Le paiement de l’impôt sur les sociétés s’effectue selon un échéancier précis, réparti en quatre acomptes trimestriels plus un solde final. Les acomptes sont dus les 15 mars, 15 juin, 15 septembre et 15 décembre de chaque année, calculés sur la base de l’impôt de l’exercice précédent. Le solde se règle lors du dépôt de la déclaration annuelle, permettant la régularisation définitive de l’impôt dû.
Les entreprises nouvellement créées ou nouvellement soumises à l’IS bénéficient d’une dispense d’acomptes la première année. Cette mesure d’accompagnement facilite la gestion de trésorerie des jeunes entreprises, souvent confrontées à des besoins de financement importants. De même, les sociétés dont l’impôt annuel est inférieur à 3 000 euros peuvent régler leur IS en une seule fois, simplifiant leurs obligations de paiement.
La gestion des crédits d’impôt et des reports déficitaires nécessite une attention particulière dans les déclarations fiscales. Les reports de déficits antérieurs doivent être correctement ventilés pour optimiser l’imputation sur les bénéfices actuels. Une erreur dans cette gestion peut conduire à une perte définitive de l’avantage fiscal, d’où l’importance d’un suivi rigoureux de la situation fiscale pluriannuelle.

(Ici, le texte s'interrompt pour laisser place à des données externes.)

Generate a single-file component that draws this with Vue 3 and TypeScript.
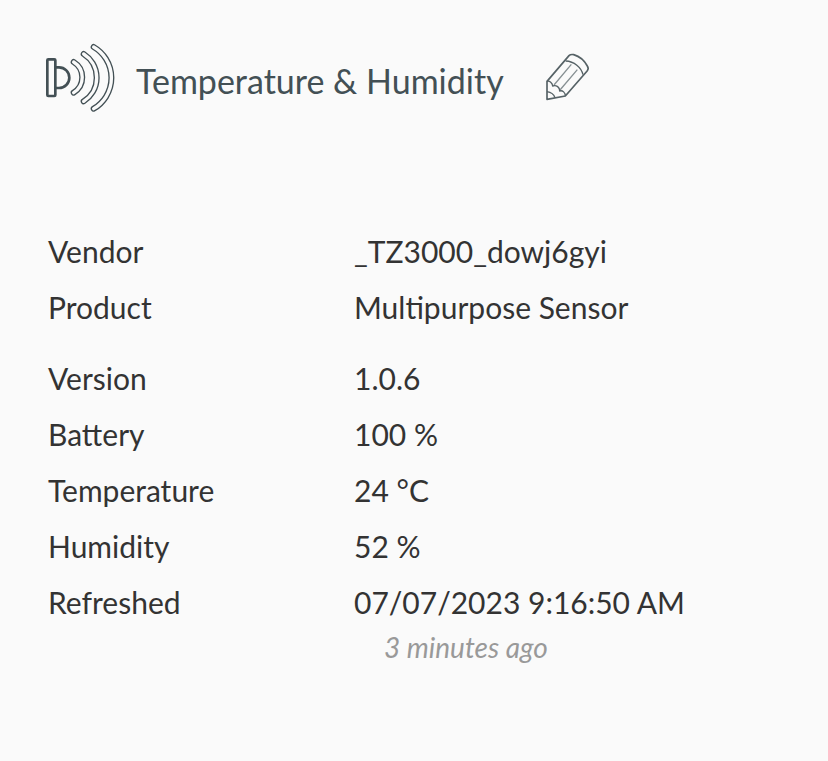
<script setup lang="ts">
interface Detail {
  label: string
  value: string
  note?: string
}

const title = 'Temperature & Humidity'

const groups: Detail[][] = [
  [
    { label: 'Vendor', value: '_TZ3000_dowj6gyi' },
    { label: 'Product', value: 'Multipurpose Sensor' },
  ],
  [
    { label: 'Version', value: '1.0.6' },
    { label: 'Battery', value: '100 %' },
    { label: 'Temperature', value: '24 °C' },
    { label: 'Humidity', value: '52 %' },
    { label: 'Refreshed', value: '07/07/2023 9:16:50 AM', note: '3 minutes ago' },
  ],
]

const waves: string[] = [
  'M113 84A54 54 0 0 1 113 176',
  'M143 60A84 84 0 0 1 143 202',
  'M173 39A107 107 0 0 1 173 224',
]
</script>

<template>
  <main class="device">
    <header class="heading">
      <svg class="sensor" viewBox="27 27 210 210" aria-hidden="true">
        <rect class="body" x="34" y="76" width="24" height="110" rx="3" />
        <path class="body" d="M59 100H69A31 31 0 0 1 69 162H59" />
        <g v-for="wave in waves" :key="wave">
          <path class="wave-edge" :d="wave" />
          <path class="wave-fill" :d="wave" />
        </g>
      </svg>
      <h1>{{ title }}</h1>
      <button class="edit" type="button" aria-label="Edit">
        <svg class="pencil" viewBox="45 42 135 147" aria-hidden="true">
          <path class="outline" d="M51 178V124L117 47Q122 42 131 44Q158 52 172 78Q177 86 172 92L106 168Z" />
          <path class="detail" d="M51 124C59 122 67 128 68 138C79 134 90 142 89 153C98 150 106 158 106 168" />
          <path class="detail" d="M107 63C132 64 154 82 159 104" />
          <path class="detail light" d="M124 73L72 135M142 89L90 150" />
          <path class="detail" d="M51 155Q70 158 75 173" />
        </svg>
      </button>
    </header>

    <dl v-for="(group, index) in groups" :key="index" class="group">
      <div v-for="item in group" :key="item.label" class="row">
        <dt>{{ item.label }}</dt>
        <dd>
          {{ item.value }}
          <em v-if="item.note" class="note">{{ item.note }}</em>
        </dd>
      </div>
    </dl>
  </main>
</template>

<style>
body {
  background: #fafafa;
}
</style>

<style scoped>
.device {
  padding: 43px 48px;
  color: #333;
  font-family: Lato, Carlito, sans-serif;
  font-size: 30px;
  line-height: 40px;
}

.heading {
  display: flex;
  align-items: center;
  margin: 0 0 118px -3px;
  color: #435055;
}

.heading h1 {
  margin: 6px 41px 0 21px;
  font-size: 34px;
  font-weight: 400;
  line-height: 44px;
}

.sensor {
  flex: none;
  width: 70px;
  height: 70px;
  fill: none;
}

.body {
  stroke: currentColor;
  stroke-width: 8;
}

.wave-edge,
.wave-fill {
  stroke-linecap: round;
}

.wave-edge {
  stroke: currentColor;
  stroke-width: 18;
}

.wave-fill {
  stroke: #fafafa;
  stroke-width: 10;
}

.edit {
  display: flex;
  padding: 0;
  border: 0;
  background: none;
  color: #566266;
  cursor: pointer;
}

.pencil {
  width: 45px;
  height: 49px;
  overflow: visible;
  fill: none;
  stroke: currentColor;
  stroke-linejoin: round;
}

.outline {
  stroke-width: 5;
}

.detail {
  stroke-width: 4;
}

.light {
  opacity: 0.7;
}

.group {
  display: grid;
  gap: 16px;
  margin: 0 0 31px;
}

.row {
  display: grid;
  grid-template-columns: 306px 1fr;
}

.row dd {
  margin: 0;
}

.note {
  display: block;
  margin: 5px 0 0 30px;
  color: #999;
  font-size: 28px;
}
</style>
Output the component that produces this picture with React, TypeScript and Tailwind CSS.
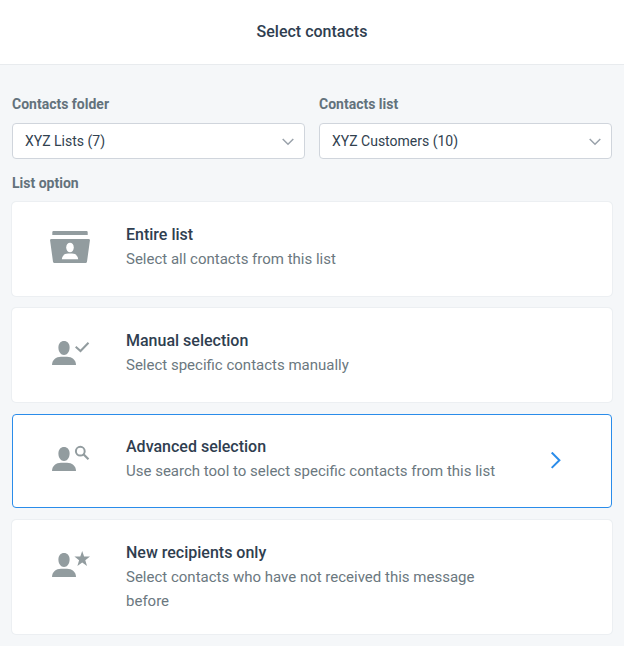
import { useState } from "react";
import type { ReactNode } from "react";

type Option = {
    id: string;
    title: string;
    description: string;
    icon: ReactNode;
};

const OptionIcon = ({ children }: { children: ReactNode }) => (
    <svg width="40" height="36" viewBox="0 0 40 36" fill="currentColor" aria-hidden="true" className="mt-[7px] shrink-0 text-[#929c9f]">
        {children}
    </svg>
);

const Person = () => (
    <>
        <path d="M14 5c3.300 0 5.600 2.500 5.600 6.500 0 4.200-2.400 7.500-5.600 7.500s-5.600-3.300-5.600-7.500C8.400 7.500 10.700 5 14 5z" />
        <path d="M2 29c0-5 4-8.200 9-8.200h6c5 0 9 3.200 9 8.200z" />
    </>
);

const options: Option[] = [
    {
        id: "entire",
        title: "Entire list",
        description: "Select all contacts from this list",
        icon: (
            <OptionIcon>
                <path d="M3.500 1h33a1.200 1.200 0 0 1 1.200 1.200V5H2.300V2.200A1.200 1.200 0 0 1 3.500 1z" />
                <path d="M1.400 9h37.200a1.300 1.300 0 0 1 1.300 1.500l-2.900 21.200a1.600 1.600 0 0 1-1.600 1.300H4.600A1.600 1.600 0 0 1 3 31.700L.100 10.500A1.300 1.300 0 0 1 1.400 9z" />
                <ellipse cx="20" cy="17.500" rx="3.800" ry="4.800" fill="white" />
                <path d="M11.800 29.300c.3-3.600 2.800-5.700 6.200-5.700h4c3.400 0 5.900 2.100 6.200 5.700z" fill="white" />
            </OptionIcon>
        ),
    },
    {
        id: "manual",
        title: "Manual selection",
        description: "Select specific contacts manually",
        icon: (
            <OptionIcon>
                <Person />
                <path d="M25.700 10.700l4.800 4.300 8-8.300" fill="none" stroke="currentColor" strokeWidth="2" />
            </OptionIcon>
        ),
    },
    {
        id: "advanced",
        title: "Advanced selection",
        description: "Use search tool to select specific contacts from this list",
        icon: (
            <OptionIcon>
                <Person />
                <circle cx="30.300" cy="9.200" r="4.400" fill="none" stroke="currentColor" strokeWidth="2" />
                <path d="M33.500 12.300l5 5" fill="none" stroke="currentColor" strokeWidth="2.200" />
            </OptionIcon>
        ),
    },
    {
        id: "new",
        title: "New recipients only",
        description: "Select contacts who have not received this message before",
        icon: (
            <OptionIcon>
                <Person />
                <path d="M32.200 3l1.900 5.600h5.900l-4.700 3.600 1.700 5.800-4.800-3.500-4.800 3.500 1.700-5.800-4.700-3.600h5.900z" />
            </OptionIcon>
        ),
    },
];

const SelectField = ({ id, label, value }: { id: string; label: string; value: string }) => (
    <div className="min-w-0 flex-1">
        <label htmlFor={id} className="block text-sm leading-5 font-bold text-[#63727c]">
            {label}
        </label>
        <div className="relative mt-[9px]">
            <select
                id={id}
                className="block h-9 w-full appearance-none rounded border border-[#d0d5dc] bg-white pr-9 pl-3 text-sm text-[#31414f]"
            >
                <option>{value}</option>
            </select>
            <svg
                width="12"
                height="8"
                viewBox="0 0 12 8"
                fill="none"
                stroke="#9aa2ab"
                strokeWidth="1.500"
                aria-hidden="true"
                className="pointer-events-none absolute top-[15px] right-[11px]"
            >
                <path d="M.700 1L6 6.300 11.300 1" />
            </svg>
        </div>
    </div>
);

export default function App() {
    const [selected, setSelected] = useState("advanced");

    return (
        <div className="min-h-screen bg-[#f5f7f9] font-['Roboto',sans-serif]">
            <header className="border-b border-[#e8ebee] bg-white px-3 py-5">
                <h1 className="text-center text-base leading-6 font-medium text-[#2f3e50]">Select contacts</h1>
            </header>

            <main className="px-3 pt-[29px] pb-3">
                <div className="flex gap-[14px]">
                    <SelectField id="folder" label="Contacts folder" value="XYZ Lists (7)" />
                    <SelectField id="list" label="Contacts list" value="XYZ Customers (10)" />
                </div>

                <h2 id="list-option" className="mt-[14px] text-sm leading-5 font-bold text-[#63727c]">
                    List option
                </h2>
                <div role="group" aria-labelledby="list-option" className="mt-[9px] flex flex-col gap-3">
                    {options.map((option) => {
                        const active = option.id === selected;
                        return (
                            <button
                                key={option.id}
                                type="button"
                                aria-pressed={active}
                                onClick={() => setSelected(option.id)}
                                className={`flex min-h-[94px] w-full items-start rounded border bg-white py-5 pr-[49px] pl-[37px] text-left ${active ? "border-[#2a8cea]" : "border-white shadow-[0_0_0_1px_#eceff2]"}`}
                            >
                                {option.icon}
                                <span className="ml-9 max-w-96 flex-1">
                                    <span className="block text-base leading-6 font-medium text-[#2f3e50]">{option.title}</span>
                                    <span className="block text-[15px] leading-6 text-[#6b7880]">{option.description}</span>
                                </span>
                                {active && (
                                    <svg
                                        width="12"
                                        height="18"
                                        viewBox="0 0 12 18"
                                        fill="none"
                                        stroke="#2a8cea"
                                        strokeWidth="2"
                                        aria-hidden="true"
                                        className="ml-auto shrink-0 self-center"
                                    >
                                        <path d="M1.700.500l7.700 7.700-7.700 7.700" />
                                    </svg>
                                )}
                            </button>
                        );
                    })}
                </div>
            </main>
        </div>
    );
}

Comment anticiper efficacement ces échéances pour éviter les pénalités de retard ? La mise en place d’un calendrier fiscal prévisionnel, intégrant toutes les obligations déclaratives et de paiement, constitue un outil indispensable de pilotage. Cette planification permet d’anticiper les besoins de trésorerie et d’optimiser la charge de travail administratif tout au long de l’exercice, évitant ainsi les situations de stress en fin de période.